There must be some way to show clients you have won a lot of high-worth cases. How about an Audi A8, a Mercedes S-500, or a Lexus LS? Nope. Every lawyer has one of those. You need a car that shows that you are in a much higher tax bracket. You need a car that is worth more than your clients’ homes. And they need to know it. Because when you hire “The Champ” (presumably the nickname you gave yourself), the client needs to know they will win their case and you will get a very nice contingency fee out of this one.

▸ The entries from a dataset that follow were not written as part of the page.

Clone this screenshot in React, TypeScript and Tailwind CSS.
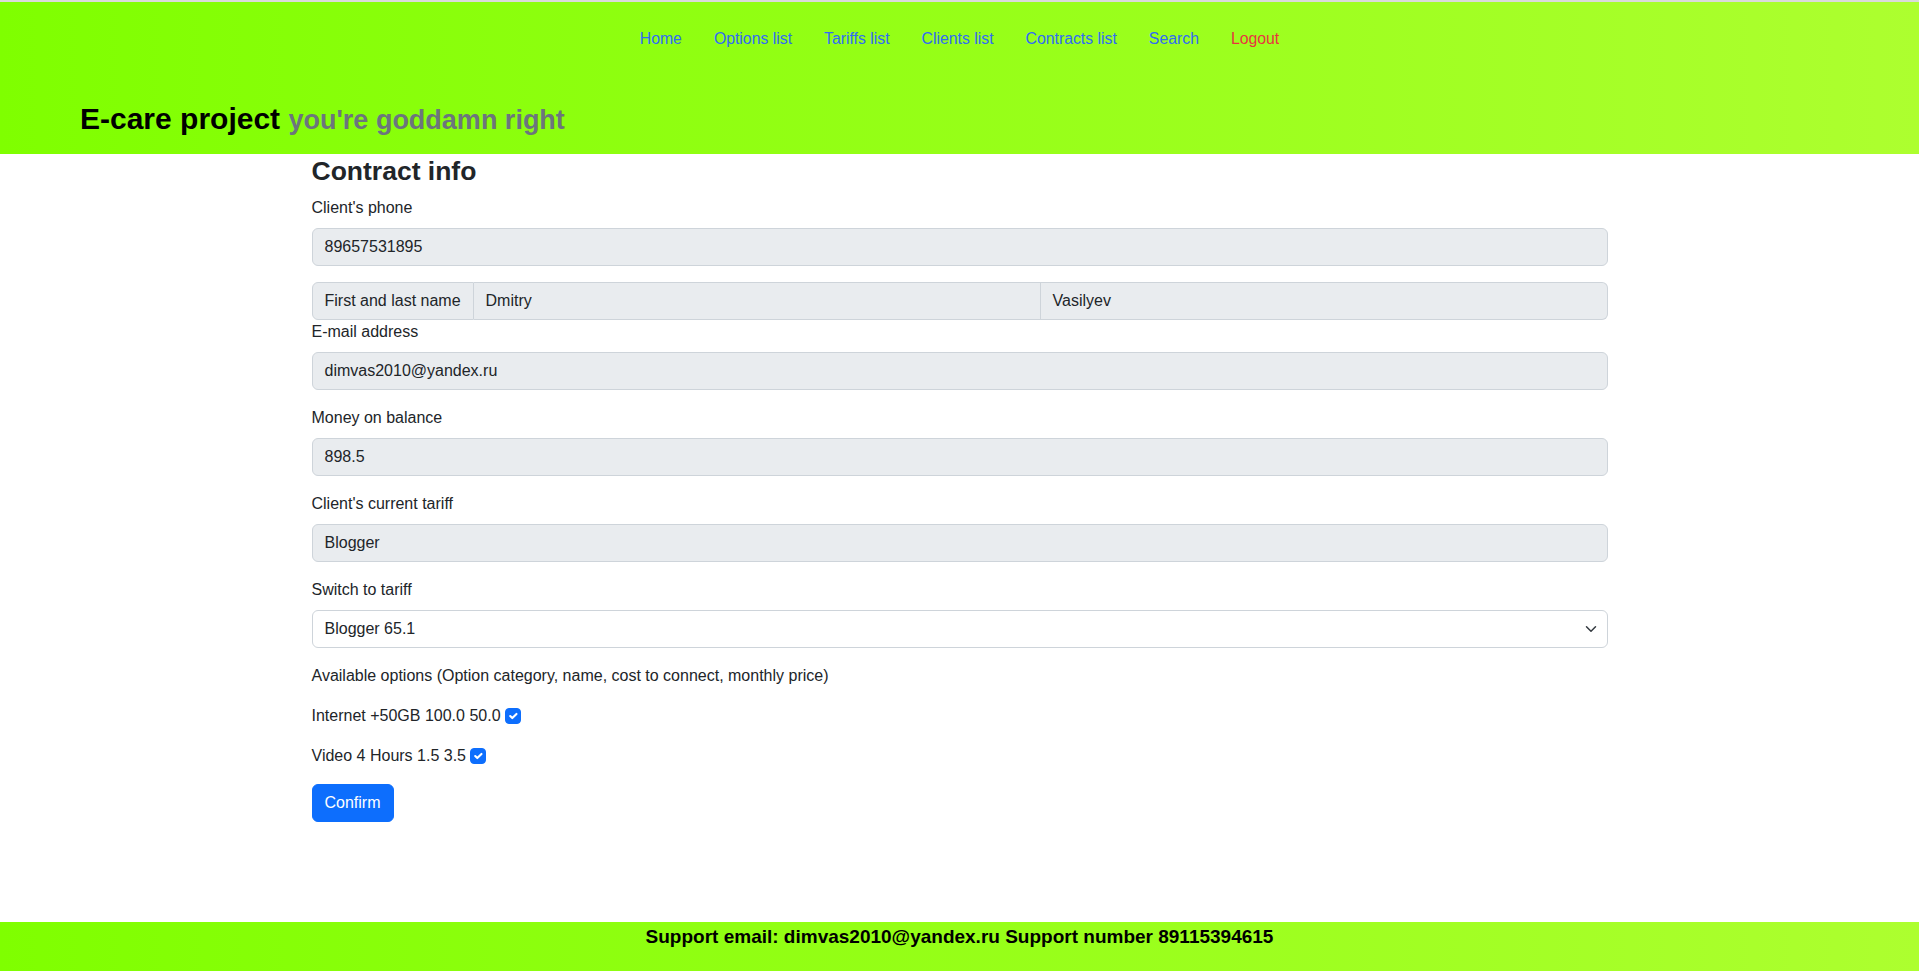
import React from "react";

const navItems = [
  "Home",
  "Options list",
  "Tariffs list",
  "Clients list",
  "Contracts list",
  "Search",
];

function Check() {
  return (
    <span className="inline-block align-top mt-1 w-4 h-4 rounded-[4px] bg-[#0d6efd] border border-[#0d6efd]">
      <svg viewBox="0 0 20 20" className="w-full h-full block">
        <path
          d="m6 10 3 3 6-6"
          fill="none"
          stroke="#fff"
          strokeWidth="3"
          strokeLinecap="round"
          strokeLinejoin="round"
        />
      </svg>
    </span>
  );
}

function Field({ label, value }: { label: string; value: string }) {
  return (
    <div>
      <label className="block leading-6 mb-2">{label}</label>
      <div className="h-[38px] mb-4 flex items-center px-3 bg-[#e9ecef] border border-[#ced4da] rounded-md">
        {value}
      </div>
    </div>
  );
}

export default function App() {
  return (
    <div
      className="min-h-screen flex flex-col bg-white text-[#212529] text-base"
      style={{ fontFamily: '"Liberation Sans", Arial, sans-serif' }}
    >
      <header className="h-[154px] border-t-2 border-[#dadada] bg-[linear-gradient(to_right,#7fff00,#adff2f)] flex flex-col">
        <nav className="pt-[17px]">
          <ul className="flex justify-center">
            {navItems.map((n) => (
              <li key={n}>
                <a className="block px-4 py-2 leading-6 text-[15.8px] text-[#2f6cf5]">{n}</a>
              </li>
            ))}
            <li>
              <a className="block px-4 py-2 leading-6 text-[15.8px] text-[#e8353f]">Logout</a>
            </li>
          </ul>
        </nav>
        <h1 className="mt-[42px] pl-[80px] text-[30px] leading-[36px] font-bold text-black">
          E-care project{" "}
          <small className="text-[27px] font-bold text-[#6c757d]">
            you're goddamn right
          </small>
        </h1>
      </header>

      <main className="w-full max-w-[1320px] mx-auto px-3">
        <h3 className="text-[26.5px] leading-[34px] font-bold mb-2 text-[#212529]">
          Contract info
        </h3>

        <Field label="Client's phone" value="89657531895" />

        <div className="flex h-[38px]">
          <div className="flex items-center px-3 bg-[#e9ecef] border border-[#ced4da] rounded-l-md whitespace-nowrap">
            First and last name
          </div>
          <div className="flex-1 flex items-center px-3 bg-[#e9ecef] border border-l-0 border-[#ced4da]">
            Dmitry
          </div>
          <div className="flex-1 flex items-center px-3 bg-[#e9ecef] border border-l-0 border-[#ced4da] rounded-r-md">
            Vasilyev
          </div>
        </div>

        <Field label="E-mail address" value="dimvas2010@yandex.ru" />
        <Field label="Money on balance" value="898.5" />
        <Field label="Client's current tariff" value="Blogger" />

        <label className="block leading-6 mb-2">Switch to tariff</label>
        <div className="h-[38px] mb-4 flex items-center justify-between px-3 bg-white border border-[#ced4da] rounded-md">
          <span>Blogger 65.1</span>
          <svg viewBox="0 0 16 16" className="w-4 h-3 mr-[-4px]" preserveAspectRatio="xMidYMid meet">
            <path
              d="m2 5 6 6 6-6"
              fill="none"
              stroke="#343a40"
              strokeWidth="2"
              strokeLinecap="round"
              strokeLinejoin="round"
            />
          </svg>
        </div>

        <p className="leading-6 mb-4">
          Available options (Option category, name, cost to connect, monthly price)
        </p>
        <p className="leading-6 mb-4">
          Internet +50GB 100.0 50.0 <Check />
        </p>
        <p className="leading-6 mb-4">
          Video 4 Hours 1.5 3.5 <Check />
        </p>

        <button className="h-[38px] px-3 rounded-md bg-[#0d6efd] border border-[#0d6efd] text-white leading-6">
          Confirm
        </button>
      </main>

      <footer className="mt-auto h-[49px] bg-[linear-gradient(to_right,#7fff00,#adff2f)] flex justify-center items-start pt-[1px]">
        <p className="text-[19px] leading-[28px] font-bold text-black">
          Support email: dimvas2010@yandex.ru Support number 89115394615
        </p>
      </footer>
    </div>
  );
}
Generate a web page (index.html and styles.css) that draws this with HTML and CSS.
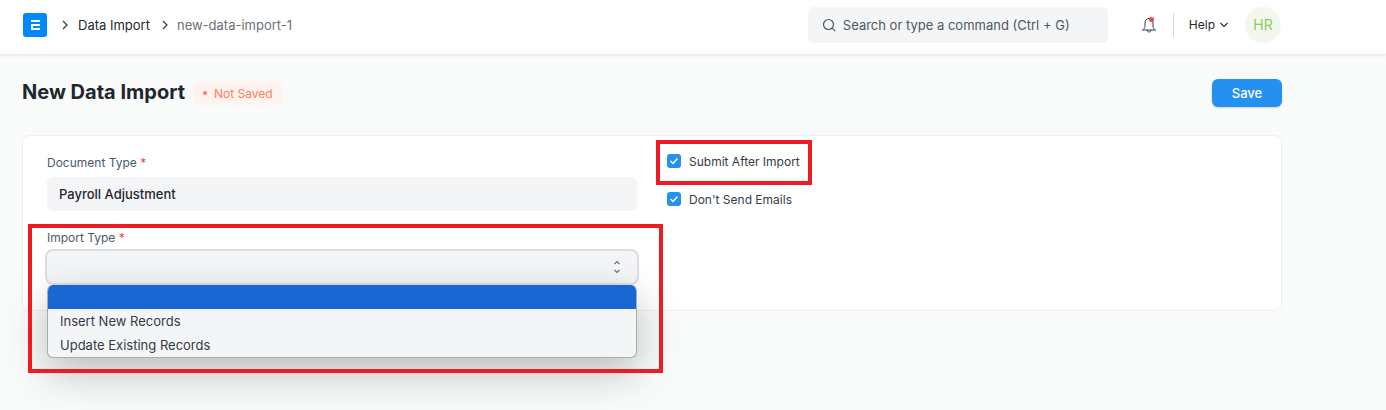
FILE: index.html
```html
<!DOCTYPE html>
<html lang="en">
<head>
  <meta charset="UTF-8" />
  <meta name="viewport" content="width=device-width, initial-scale=1.0" />
  <title>New Data Import</title>
  <link rel="stylesheet" href="styles.css">
</head>
<body>
  <header class="navbar">
    <div class="crumbs">
      <svg class="logo" width="24" height="24" viewBox="0 0 24 24">
        <rect width="24" height="24" rx="3" fill="#0089ff"/>
        <path d="M8 7h9v2H8zM8 11h9v2h-7v2h7v2H8z" fill="#fff"/>
      </svg>
      <svg class="chev" width="8" height="10" viewBox="0 0 8 10"><path d="M2 1l4 4-4 4" fill="none" stroke="#333c44" stroke-width="1.200"/></svg>
      <a class="crumb" href="#">Data Import</a>
      <svg class="chev" width="8" height="10" viewBox="0 0 8 10"><path d="M2 1l4 4-4 4" fill="none" stroke="#333c44" stroke-width="1.200"/></svg>
      <span class="crumb-current">new-data-import-1</span>
    </div>
    <div class="nav-right">
      <div class="search">
        <svg width="14" height="14" viewBox="0 0 14 14"><circle cx="6.500" cy="6.500" r="5" fill="none" stroke="#4c5a67" stroke-width="1.200"/><path d="M10.200 10.200l3 3" stroke="#4c5a67" stroke-width="1.200"/></svg>
        <span>Search or type a command (Ctrl + G)</span>
      </div>
      <span class="bell">
        <svg width="18" height="20" viewBox="0 0 18 20"><path d="M10 3.500C7.500 3.500 6 5.500 6 8v3.500c0 1.500-1 2.500-2.500 3.500h13c-1.500-1-2.500-2-2.500-3.500V8c0-2.500-1.500-4.500-4-4.500zM8 15c0 2.700 4 2.700 4 0" fill="none" stroke="#333c44" stroke-width="1"/></svg>
        <i class="bell-dot"></i>
      </span>
      <span class="divider"></span>
      <span class="help">Help
        <svg width="10" height="6" viewBox="0 0 10 6"><path d="M1.500 1l3.500 3.500L8.500 1" fill="none" stroke="#1f272e" stroke-width="1.100"/></svg>
      </span>
      <span class="avatar">HR</span>
    </div>
  </header>

  <main class="page">
    <div class="page-head">
      <div class="title-wrap">
        <h1>New Data Import</h1>
        <span class="status"><i></i>Not Saved</span>
      </div>
      <button class="save">Save</button>
    </div>

    <section class="card">
      <div class="col">
        <div class="field">
          <label>Document Type <b>*</b></label>
          <div class="value">Payroll Adjustment</div>
        </div>
        <div class="field field-select">
          <label>Import Type <b>*</b></label>
          <div class="select">
            <svg width="10" height="16" viewBox="0 0 10 16"><path d="M2.500 5l2.500-2.500L7.500 5M2.500 11l2.500 2.500L7.500 11" fill="none" stroke="#687178" stroke-width="1.200"/></svg>
          </div>
          <ul class="options">
            <li class="selected">&nbsp;</li>
            <li>Insert New Records</li>
            <li>Update Existing Records</li>
          </ul>
          <div class="mark mark-select"></div>
        </div>
      </div>
      <div class="col col-right">
        <div class="check check-first">
          <span class="box"><svg width="10" height="8" viewBox="0 0 10 8"><path d="M1.500 4l2.500 2.500 4.500-5" fill="none" stroke="#fff" stroke-width="1.500"/></svg></span>
          Submit After Import
          <div class="mark mark-check"></div>
        </div>
        <div class="check">
          <span class="box"><svg width="10" height="8" viewBox="0 0 10 8"><path d="M1.500 4l2.500 2.500 4.500-5" fill="none" stroke="#fff" stroke-width="1.500"/></svg></span>
          Don't Send Emails
        </div>
      </div>
    </section>
  </main>
</body>
</html>
```
FILE: styles.css
```css
* {
  box-sizing: border-box;
}
body {
  font-family: Inter, "Liberation Sans", sans-serif;
  margin: 0;
  height: 410px;
  overflow: hidden;
  background-color: #f9fafa;
  color: #1f272e;
  font-size: 13px;
}
.navbar {
  height: 55px;
  background-color: #fff;
  border-bottom: 1px solid #e8eaeb;
  box-shadow: 0 1px 3px rgba(0, 0, 0, 0.06);
  padding: 0 105px 0 23px;
  display: flex;
  justify-content: space-between;
  align-items: center;
}
.crumbs {
  display: flex;
  align-items: center;
  margin-top: -5px;
}
.logo {
  margin-right: 14px;
}
.crumb {
  color: #1f272e;
  text-decoration: none;
  margin: 0 11px 0 9px;
}
.crumb-current {
  color: #687178;
  margin-left: 8px;
}
.nav-right {
  display: flex;
  align-items: center;
  margin-top: -5px;
}
.search {
  width: 300px;
  height: 36px;
  background-color: #f4f5f6;
  border-radius: 6px;
  display: flex;
  align-items: center;
  gap: 7px;
  padding-left: 14px;
  color: #4c5a67;
  margin-right: 31px;
}
.bell {
  position: relative;
  display: flex;
  width: 18px;
  margin-right: 16px;
}
.bell-dot {
  position: absolute;
  top: 2px;
  right: 3px;
  width: 5px;
  height: 5px;
  border-radius: 50%;
  background-color: #f0484e;
}
.divider {
  width: 1px;
  height: 24px;
  background-color: #d1d8dd;
  margin-right: 15px;
}
.help {
  font-size: 12px;
  display: flex;
  align-items: center;
  gap: 4px;
  margin-right: 16px;
}
.avatar {
  width: 36px;
  height: 36px;
  border-radius: 50%;
  background-color: #f2f8ec;
  color: #8ecc5e;
  font-size: 14px;
  display: flex;
  align-items: center;
  justify-content: center;
}
.page {
  padding: 0 104px 0 22px;
}
.page-head {
  height: 80px;
  display: flex;
  justify-content: space-between;
  align-items: center;
  padding-bottom: 4px;
}
.title-wrap {
  display: flex;
  align-items: center;
  gap: 9px;
  margin-top: -2px;
}
h1 {
  font-size: 20px;
  font-weight: 700;
  margin: 0;
}
.status {
  height: 24px;
  background-color: #fff3ef;
  color: #ff7d5c;
  border-radius: 6px;
  padding: 0 10px 0 9px;
  margin-top: 2px;
  font-size: 12px;
  display: flex;
  align-items: center;
  gap: 7px;
}
.status i {
  width: 4px;
  height: 4px;
  border-radius: 50%;
  background-color: #ff7d5c;
}
.save {
  width: 70px;
  height: 28px;
  border: 0;
  border-radius: 6px;
  background-color: #2490ef;
  color: #fff;
  font-family: inherit;
  font-size: 13px;
  font-weight: 500;
  box-shadow: 0 1px 2px rgba(0, 0, 0, 0.15);
}
.card {
  height: 176px;
  background-color: #fff;
  border: 1px solid #edf0f2;
  border-radius: 8px;
  display: flex;
  padding: 18px 0 0 24px;
}
.col {
  width: 590px;
}
.col-right {
  margin-left: 30px;
}
.field label {
  display: block;
  font-size: 12px;
  color: #4c5a67;
  height: 18px;
  line-height: 18px;
  margin-bottom: 5px;
}
.field label b {
  color: #f0484e;
  font-weight: 400;
}
.value {
  height: 34px;
  background-color: #f4f5f6;
  border-radius: 6px;
  font-weight: 500;
  padding-left: 12px;
  line-height: 34px;
  color: #1f272e;
}
.field-select {
  position: relative;
  margin-top: 18px;
}
.field-select label {
  margin-bottom: 2px;
}
.select {
  height: 36px;
  margin: 0 -2px;
  background-color: #f4f5f6;
  border: 2px solid #dcdee0;
  border-radius: 8px;
  display: flex;
  align-items: center;
  justify-content: flex-end;
  padding-right: 15px;
}
.options {
  position: absolute;
  left: 0;
  top: 56px;
  width: 590px;
  margin: 0;
  padding: 0;
  list-style: none;
  background-color: #f4f5f6;
  border: 1px solid #a9abad;
  border-top: 0;
  border-radius: 6px;
  overflow: hidden;
  box-shadow: 0 14px 40px rgba(0, 0, 0, 0.25);
  z-index: 2;
}
.options li {
  height: 24px;
  line-height: 24px;
  padding-left: 12px;
  color: #333c44;
}
.options .selected {
  background-color: #1967d2;
}
.check {
  position: relative;
  display: flex;
  align-items: center;
  gap: 8px;
  font-size: 12px;
  color: #333c44;
  height: 18px;
  margin-bottom: 20px;
}
.check-first {
  margin-top: -2px;
}
.box {
  width: 14px;
  height: 14px;
  border-radius: 3px;
  background-color: #2490ef;
  display: flex;
  align-items: center;
  justify-content: center;
}
.mark {
  position: absolute;
  border: 4px solid #ed1c24;
  z-index: 3;
}
.mark-check {
  left: -11px;
  top: -12px;
  width: 156px;
  height: 45px;
}
.mark-select {
  left: -19px;
  top: -5px;
  width: 635px;
  height: 149px;
}
```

Your clients hire you because you had a compelling TV or radio ad, and they did not shop around for a lawyer. They will settle whenever you tell them to because they cannot stand listening to you talk about your amazing trial skills and what will happen when you get the defendants on the stand.

Your poor secretary. They earn $35k per year and answer your calls at all hours. And you purposely try to make them cry at least once per month just for fun. They dream of slashing your tires on a daily basis.

You think the car highlights off your success. Everyone else sees it as a douchebag warning sign.

The Lamborghini Aventador is the car that says, “I win a lot of cases, but everyone hates my personality.”

8 responses to “Vehicles Lawyers Should Not Drive”

  1. I can personally attest to the fact that the Nissan 350z is the best lawyer ride. Gets to Court fast and has a storage compartment for case files.

  2. jeremy secker says:

    White Beemer.

  3. Meghan says:

    1984 Mercedes Benz 300D

    • Joe Fay says:

      This is a classic car. You could totally pull this off. Nothing says slightly stuffy lawyer like a car that’s older than most of your clients. Also, in a lot of states, a car this old would be eligible for antique plates.

  4. Kenny says:

    The Lamborghini Aventador is a a great car your just some loser who can’t afford it. You probably do everything pro bono. Get a life.

  5. Paul Spitz says:

    If you represent drug dealers on coke charges, the DeLorean is perfect. You can even claim that you got it as payment for defending John DeLorean.

  6. James says:

    Why is there a picture of a Mustang on the front page? Clearly you are saying that’s the preferred vehicle.